Over the past three centuries the novel has been reprinted and translated hundreds of times, adapted to a variety of genres, and adopted in support of both pro-colonial and anti-colonial narratives.  My presentation was an analysis of the 1997 film, Daniel Defoe’s Robinson Crusoe (starring Pierce Bronson), for the important political and biographical context provided by the performance of his co-star, William Takaku, playing Friday.

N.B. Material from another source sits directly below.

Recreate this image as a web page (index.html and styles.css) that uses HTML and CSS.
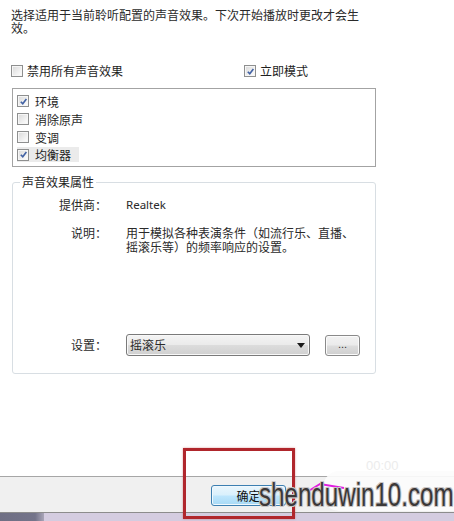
FILE: index.html
```html
<!DOCTYPE html>
<html lang="zh-CN">
<head>
<meta charset="utf-8">
<title>声音效果</title>
<link rel="stylesheet" href="styles.css">
</head>
<body>
<div class="dialog">
  <p class="desc">选择适用于当前聆听配置的声音效果。下次开始播放时更改才会生效。</p>

  <div class="toggles">
    <label class="opt opt-wide"><span class="cb"></span>禁用所有声音效果</label>
    <label class="opt"><span class="cb checked"><svg viewBox="0 0 10 10"><path d="M2 5.2 L4.2 7.6 L8.2 2.2" /></svg></span>立即模式</label>
  </div>

  <div class="listbox">
    <div class="item"><span class="cb checked"><svg viewBox="0 0 10 10"><path d="M2 5.2 L4.2 7.6 L8.2 2.2" /></svg></span>环境</div>
    <div class="item"><span class="cb"></span>消除原声</div>
    <div class="item"><span class="cb"></span>变调</div>
    <div class="item focused"><span class="cb checked"><svg viewBox="0 0 10 10"><path d="M2 5.2 L4.2 7.6 L8.2 2.2" /></svg></span>均衡器</div>
  </div>

  <fieldset class="group">
    <legend>声音效果属性</legend>
    <div class="props">
      <div class="prop-label">提供商：</div>
      <div class="prop-value latin">Realtek</div>
      <div class="prop-label row2">说明：</div>
      <div class="prop-value row2 wrap">用于模拟各种表演条件（如流行乐、直播、摇滚乐等）的频率响应的设置。</div>
      <div class="prop-label row3">设置：</div>
      <div class="prop-value row3 controls">
        <div class="select"><span>摇滚乐</span><svg class="arrow" viewBox="0 0 8 5"><path d="M0 0 H8 L4 5 Z"/></svg></div>
        <div class="more">...</div>
      </div>
    </div>
  </fieldset>

  <div class="footer">
    <div class="buttons">
      <div class="btn">确定</div>
    </div>
    <div class="strip"><span class="strip-dark"></span></div>
  </div>

  <div class="highlight-box"></div>
  <div class="wm-blob"></div>
  <div class="wm-ghost">00:00</div>
  <svg class="wm-streak" viewBox="0 0 40 14"><path d="M1 12 L14 4 L38 8" /></svg>
  <div class="watermark"><span>shenduwin10.com</span></div>
</div>
</body>
</html>
```

FILE: styles.css
```css
html, body {
  margin: 0;
  padding: 0;
  background: #ffffff;
}

.dialog {
  position: relative;
  width: 454px;
  height: 521px;
  overflow: hidden;
  display: flex;
  flex-direction: column;
  font-family: "Noto Sans CJK SC", "Noto Sans", sans-serif;
  font-size: 12px;
  color: #1e1e1e;
  background: #ffffff;
}

.desc {
  margin: 0;
  padding: 8px 0 0 11px;
  width: 364px;
  line-height: 13px;
  color: #2a2a2a;
}

.toggles {
  display: flex;
  margin-top: 30px;
  padding-left: 11px;
  height: 14px;
  line-height: 14px;
}

.opt {
  display: flex;
  align-items: center;
  gap: 4px;
}

.opt-wide {
  width: 233px;
}

.cb {
  box-sizing: border-box;
  width: 12px;
  height: 12px;
  border: 1px solid #8e8f8f;
  background: linear-gradient(135deg, #d8d8d8 0%, #f4f4f4 70%, #ffffff 100%);
  box-shadow: inset 0 0 0 1px #f6f6f6;
  display: inline-flex;
  align-items: center;
  justify-content: center;
  flex: none;
}

.cb svg {
  width: 9px;
  height: 9px;
}

.cb svg path {
  fill: none;
  stroke: #4262a4;
  stroke-width: 1.8;
}

.listbox {
  box-sizing: border-box;
  margin: 10px 0 0 12px;
  width: 364px;
  height: 79px;
  border: 1px solid #a3a3a3;
  padding: 3px 0 0 4px;
}

.item {
  height: 18px;
  display: flex;
  align-items: center;
}

.item .cb {
  margin-right: 6px;
}

.item.focused {
  width: max-content;
  height: 15px;
  margin-top: 1px;
  padding-right: 8px;
  background: #ebebeb;
}

.group {
  margin: 8px 0 0 12px;
  width: 364px;
  box-sizing: border-box;
  border: 1px solid #d8dee3;
  border-radius: 3px;
  padding: 0 0 17px 0;
  min-width: 0;
}

.group legend {
  margin-left: 7px;
  padding: 0 2px;
  line-height: 14px;
  color: #1e1e1e;
}

.props {
  display: grid;
  grid-template-columns: 94px 240px;
  column-gap: 19px;
  padding-top: 9px;
  line-height: 14px;
}

.prop-label {
  text-align: right;
  color: #2a2a2a;
}

.prop-value {
  color: #2a2a2a;
}

.wrap {
  width: 234px;
}

.latin {
  font-family: "Noto Sans", "Open Sans", sans-serif;
  font-size: 11.5px;
}

.row2 {
  margin-top: 14px;
}

.prop-label.row3 {
  align-self: center;
  padding-top: 80px;
}

.prop-value.row3 {
  margin-top: 80px;
}

.controls {
  display: flex;
  align-items: center;
  gap: 15px;
}

.select {
  box-sizing: border-box;
  width: 184px;
  height: 22px;
  border: 1px solid #7a7a7a;
  border-radius: 3px;
  background: linear-gradient(#f4f4f4 0%, #ebebeb 48%, #dcdcdc 52%, #d0d0d0 100%);
  display: flex;
  align-items: center;
  justify-content: space-between;
  padding: 0 4px 0 3px;
  box-shadow: inset 0 0 0 1px #f8f8f8;
  flex: none;
}

.select .arrow {
  width: 8px;
  height: 5px;
}

.select .arrow path {
  fill: #1a1a1a;
}

.more {
  box-sizing: border-box;
  width: 35px;
  height: 21px;
  border: 1px solid #8a8a8a;
  border-radius: 3px;
  background: linear-gradient(#f2f2f2 0%, #ebebeb 48%, #dddddd 52%, #cfcfcf 100%);
  box-shadow: inset 0 0 0 1px #fbfbfb;
  font-family: "Liberation Sans", sans-serif;
  font-size: 11px;
  line-height: 17px;
  text-align: center;
  color: #333;
  flex: none;
}

.footer {
  margin-top: auto;
}

.buttons {
  border-top: 1px solid #a6a6a6;
  background: #f0f0f0;
  padding: 8px 0 0 211px;
  box-sizing: border-box;
  height: 36px;
}

.btn {
  box-sizing: border-box;
  width: 75px;
  height: 21px;
  border: 1px solid #3c7fb1;
  border-radius: 3px;
  background: linear-gradient(#eaf6fd 0%, #d9f0fc 48%, #bee6fd 52%, #a7d9f5 100%);
  box-shadow: inset 0 0 0 1px #f0f8fd;
  text-align: center;
  line-height: 19px;
  color: #111;
}

.strip {
  height: 8px;
  border-top: 1px solid #8c8c8c;
  background: #d4cce0;
  display: flex;
}

.strip-dark {
  width: 44px;
  height: 100%;
  background: linear-gradient(90deg, #6f6f84 0%, #74748a 80%, #a9a5b8 100%);
}

.highlight-box {
  position: absolute;
  left: 183px;
  top: 448px;
  width: 112px;
  height: 71px;
  box-sizing: border-box;
  border: 3px solid #b0262c;
  box-shadow: 0 0 2px rgba(190, 60, 60, 0.5);
}

.wm-blob {
  position: absolute;
  left: 323px;
  top: 471px;
  width: 150px;
  height: 40px;
  border-radius: 16px;
  background: rgba(252, 252, 252, 0.92);
}

.wm-ghost {
  position: absolute;
  left: 366px;
  top: 458px;
  font-family: "Liberation Sans", sans-serif;
  font-size: 13px;
  color: #ececec;
}

.wm-streak {
  position: absolute;
  left: 306px;
  top: 480px;
  width: 40px;
  height: 14px;
}

.wm-streak path {
  fill: none;
  stroke: #e01ee0;
  stroke-width: 2;
}

.watermark {
  position: absolute;
  left: 259px;
  top: 474px;
  width: 192px;
  height: 40px;
}

.watermark span {
  display: inline-block;
  font-family: "Liberation Sans", sans-serif;
  font-size: 34px;
  line-height: 40px;
  color: #3b3838;
  transform: scaleX(0.71);
  transform-origin: 0 50%;
  white-space: nowrap;
  text-shadow:
    1px 0 0 #c9c6c6, -1px 0 0 #c9c6c6, 0 1px 0 #c9c6c6, 0 -1px 0 #c9c6c6,
    1px 1px 0 #c9c6c6, -1px -1px 0 #c9c6c6, 1px -1px 0 #c9c6c6, -1px 1px 0 #c9c6c6;
}
```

Takaku’s home island of Bougainville has staged a long and bloody fight for independence from Papua New Guinea. It has also opposed the environmental harm done by multi-national mining companies. This provides important background to understanding the film and its links to the novel’s politics.  This research will influence my teaching and scholarship this academic year, particularly in light of the referendum vote for Bougainville independence scheduled for this October.”

Lora Geriguis
Professor of English and Associate Dean of the College of Arts and Sciences

I spent much of the summer researching and writing a chapter on “Music and the Community” for the upcoming La Sierra centennial volume, splitting time between the library’s Heritage Room and the digitized databases of yearbooks and old Criterion issues, and conducting interviews with current and former music faculty, their family members, and administrators. Apart from that, I worked on three (!) new class preps for Fall Quarter, tried to read as much Thomas Hardy, Charles Dickens, and William Thackeray as I could find for sale in local thrift stores, went swimming with the kids, and entertained myself by watching episodes of Fawlty Towers and the Lord Peter Wimsey mysteries with Ian Carmichael.